Data lines:
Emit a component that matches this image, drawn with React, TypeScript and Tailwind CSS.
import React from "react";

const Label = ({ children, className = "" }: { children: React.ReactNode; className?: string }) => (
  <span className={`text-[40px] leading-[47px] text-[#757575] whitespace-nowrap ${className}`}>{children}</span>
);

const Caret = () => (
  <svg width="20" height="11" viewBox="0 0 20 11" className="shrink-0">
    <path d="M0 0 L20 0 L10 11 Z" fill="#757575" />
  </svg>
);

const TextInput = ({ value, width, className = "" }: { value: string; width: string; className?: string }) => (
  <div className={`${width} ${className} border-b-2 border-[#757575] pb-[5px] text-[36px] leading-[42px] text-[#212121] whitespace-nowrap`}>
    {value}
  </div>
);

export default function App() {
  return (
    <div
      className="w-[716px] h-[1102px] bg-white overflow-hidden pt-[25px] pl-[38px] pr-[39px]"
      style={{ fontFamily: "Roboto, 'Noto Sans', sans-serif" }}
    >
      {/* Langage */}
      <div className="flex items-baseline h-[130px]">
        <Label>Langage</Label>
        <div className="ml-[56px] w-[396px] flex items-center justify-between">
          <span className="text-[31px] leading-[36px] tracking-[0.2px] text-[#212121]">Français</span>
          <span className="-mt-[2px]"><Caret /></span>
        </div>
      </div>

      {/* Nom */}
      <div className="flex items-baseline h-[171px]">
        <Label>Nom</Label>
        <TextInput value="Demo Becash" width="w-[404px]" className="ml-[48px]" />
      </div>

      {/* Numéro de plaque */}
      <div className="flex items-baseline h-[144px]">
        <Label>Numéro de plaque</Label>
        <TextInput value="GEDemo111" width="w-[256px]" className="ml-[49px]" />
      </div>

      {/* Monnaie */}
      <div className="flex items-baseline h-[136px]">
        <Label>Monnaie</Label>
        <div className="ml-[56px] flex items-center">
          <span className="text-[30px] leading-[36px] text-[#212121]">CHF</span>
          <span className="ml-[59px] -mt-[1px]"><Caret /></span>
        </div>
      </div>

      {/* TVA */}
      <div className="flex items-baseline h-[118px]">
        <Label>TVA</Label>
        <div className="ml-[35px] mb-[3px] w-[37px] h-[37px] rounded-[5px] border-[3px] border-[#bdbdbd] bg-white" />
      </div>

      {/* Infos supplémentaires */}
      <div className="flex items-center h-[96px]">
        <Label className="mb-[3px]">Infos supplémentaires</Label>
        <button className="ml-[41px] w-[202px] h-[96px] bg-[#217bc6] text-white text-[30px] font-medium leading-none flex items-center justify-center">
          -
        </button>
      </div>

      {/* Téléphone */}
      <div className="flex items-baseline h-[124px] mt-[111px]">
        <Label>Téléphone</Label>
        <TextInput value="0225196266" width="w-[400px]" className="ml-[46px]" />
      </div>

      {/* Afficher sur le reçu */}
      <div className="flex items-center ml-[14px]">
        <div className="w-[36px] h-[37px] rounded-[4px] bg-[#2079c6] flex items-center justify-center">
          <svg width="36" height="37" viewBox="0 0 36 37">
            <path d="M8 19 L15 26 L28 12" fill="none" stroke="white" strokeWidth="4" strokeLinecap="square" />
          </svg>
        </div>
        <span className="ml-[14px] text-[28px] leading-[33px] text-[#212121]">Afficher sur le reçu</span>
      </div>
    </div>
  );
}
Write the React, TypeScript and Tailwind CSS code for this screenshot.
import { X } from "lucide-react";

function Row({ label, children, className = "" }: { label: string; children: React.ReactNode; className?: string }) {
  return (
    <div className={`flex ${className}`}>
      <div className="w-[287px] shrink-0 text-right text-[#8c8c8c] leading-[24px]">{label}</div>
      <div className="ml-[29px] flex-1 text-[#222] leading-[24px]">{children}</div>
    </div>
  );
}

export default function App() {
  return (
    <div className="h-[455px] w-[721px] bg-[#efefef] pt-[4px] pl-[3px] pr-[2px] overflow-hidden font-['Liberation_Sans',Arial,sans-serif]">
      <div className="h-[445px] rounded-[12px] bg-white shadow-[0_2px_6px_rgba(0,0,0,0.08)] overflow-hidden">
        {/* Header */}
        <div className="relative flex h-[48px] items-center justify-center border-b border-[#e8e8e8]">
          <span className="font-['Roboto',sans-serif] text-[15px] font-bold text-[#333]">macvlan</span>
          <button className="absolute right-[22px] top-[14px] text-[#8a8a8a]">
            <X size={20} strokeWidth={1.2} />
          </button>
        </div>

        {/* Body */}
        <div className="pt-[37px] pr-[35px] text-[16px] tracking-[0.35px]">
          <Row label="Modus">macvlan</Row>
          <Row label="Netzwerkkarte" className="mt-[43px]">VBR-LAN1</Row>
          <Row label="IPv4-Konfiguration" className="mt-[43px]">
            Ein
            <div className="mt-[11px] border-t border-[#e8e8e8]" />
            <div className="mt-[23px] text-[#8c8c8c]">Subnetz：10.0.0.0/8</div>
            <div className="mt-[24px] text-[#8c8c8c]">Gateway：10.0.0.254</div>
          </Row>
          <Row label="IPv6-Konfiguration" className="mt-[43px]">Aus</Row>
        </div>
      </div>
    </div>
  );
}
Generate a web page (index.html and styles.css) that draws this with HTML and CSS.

Exercise instructions:
Word for word, quote all of the data above.

Completed exercise:
Emit a component that matches this image, drawn with React, TypeScript and Tailwind CSS.
import React from "react";

const Label = ({ children, className = "" }: { children: React.ReactNode; className?: string }) => (
  <span className={`text-[40px] leading-[47px] text-[#757575] whitespace-nowrap ${className}`}>{children}</span>
);

const Caret = () => (
  <svg width="20" height="11" viewBox="0 0 20 11" className="shrink-0">
    <path d="M0 0 L20 0 L10 11 Z" fill="#757575" />
  </svg>
);

const TextInput = ({ value, width, className = "" }: { value: string; width: string; className?: string }) => (
  <div className={`${width} ${className} border-b-2 border-[#757575] pb-[5px] text-[36px] leading-[42px] text-[#212121] whitespace-nowrap`}>
    {value}
  </div>
);

export default function App() {
  return (
    <div
      className="w-[716px] h-[1102px] bg-white overflow-hidden pt-[25px] pl-[38px] pr-[39px]"
      style={{ fontFamily: "Roboto, 'Noto Sans', sans-serif" }}
    >
      {/* Langage */}
      <div className="flex items-baseline h-[130px]">
        <Label>Langage</Label>
        <div className="ml-[56px] w-[396px] flex items-center justify-between">
          <span className="text-[31px] leading-[36px] tracking-[0.2px] text-[#212121]">Français</span>
          <span className="-mt-[2px]"><Caret /></span>
        </div>
      </div>

      {/* Nom */}
      <div className="flex items-baseline h-[171px]">
        <Label>Nom</Label>
        <TextInput value="Demo Becash" width="w-[404px]" className="ml-[48px]" />
      </div>

      {/* Numéro de plaque */}
      <div className="flex items-baseline h-[144px]">
        <Label>Numéro de plaque</Label>
        <TextInput value="GEDemo111" width="w-[256px]" className="ml-[49px]" />
      </div>

      {/* Monnaie */}
      <div className="flex items-baseline h-[136px]">
        <Label>Monnaie</Label>
        <div className="ml-[56px] flex items-center">
          <span className="text-[30px] leading-[36px] text-[#212121]">CHF</span>
          <span className="ml-[59px] -mt-[1px]"><Caret /></span>
        </div>
      </div>

      {/* TVA */}
      <div className="flex items-baseline h-[118px]">
        <Label>TVA</Label>
        <div className="ml-[35px] mb-[3px] w-[37px] h-[37px] rounded-[5px] border-[3px] border-[#bdbdbd] bg-white" />
      </div>

      {/* Infos supplémentaires */}
      <div className="flex items-center h-[96px]">
        <Label className="mb-[3px]">Infos supplémentaires</Label>
        <button className="ml-[41px] w-[202px] h-[96px] bg-[#217bc6] text-white text-[30px] font-medium leading-none flex items-center justify-center">
          -
        </button>
      </div>

      {/* Téléphone */}
      <div className="flex items-baseline h-[124px] mt-[111px]">
        <Label>Téléphone</Label>
        <TextInput value="0225196266" width="w-[400px]" className="ml-[46px]" />
      </div>

      {/* Afficher sur le reçu */}
      <div className="flex items-center ml-[14px]">
        <div className="w-[36px] h-[37px] rounded-[4px] bg-[#2079c6] flex items-center justify-center">
          <svg width="36" height="37" viewBox="0 0 36 37">
            <path d="M8 19 L15 26 L28 12" fill="none" stroke="white" strokeWidth="4" strokeLinecap="square" />
          </svg>
        </div>
        <span className="ml-[14px] text-[28px] leading-[33px] text-[#212121]">Afficher sur le reçu</span>
      </div>
    </div>
  );
}
Write the React, TypeScript and Tailwind CSS code for this screenshot.
import { X } from "lucide-react";

function Row({ label, children, className = "" }: { label: string; children: React.ReactNode; className?: string }) {
  return (
    <div className={`flex ${className}`}>
      <div className="w-[287px] shrink-0 text-right text-[#8c8c8c] leading-[24px]">{label}</div>
      <div className="ml-[29px] flex-1 text-[#222] leading-[24px]">{children}</div>
    </div>
  );
}

export default function App() {
  return (
    <div className="h-[455px] w-[721px] bg-[#efefef] pt-[4px] pl-[3px] pr-[2px] overflow-hidden font-['Liberation_Sans',Arial,sans-serif]">
      <div className="h-[445px] rounded-[12px] bg-white shadow-[0_2px_6px_rgba(0,0,0,0.08)] overflow-hidden">
        {/* Header */}
        <div className="relative flex h-[48px] items-center justify-center border-b border-[#e8e8e8]">
          <span className="font-['Roboto',sans-serif] text-[15px] font-bold text-[#333]">macvlan</span>
          <button className="absolute right-[22px] top-[14px] text-[#8a8a8a]">
            <X size={20} strokeWidth={1.2} />
          </button>
        </div>

        {/* Body */}
        <div className="pt-[37px] pr-[35px] text-[16px] tracking-[0.35px]">
          <Row label="Modus">macvlan</Row>
          <Row label="Netzwerkkarte" className="mt-[43px]">VBR-LAN1</Row>
          <Row label="IPv4-Konfiguration" className="mt-[43px]">
            Ein
            <div className="mt-[11px] border-t border-[#e8e8e8]" />
            <div className="mt-[23px] text-[#8c8c8c]">Subnetz：10.0.0.0/8</div>
            <div className="mt-[24px] text-[#8c8c8c]">Gateway：10.0.0.254</div>
          </Row>
          <Row label="IPv6-Konfiguration" className="mt-[43px]">Aus</Row>
        </div>
      </div>
    </div>
  );
}
Generate a web page (index.html and styles.css) that draws this with HTML and CSS.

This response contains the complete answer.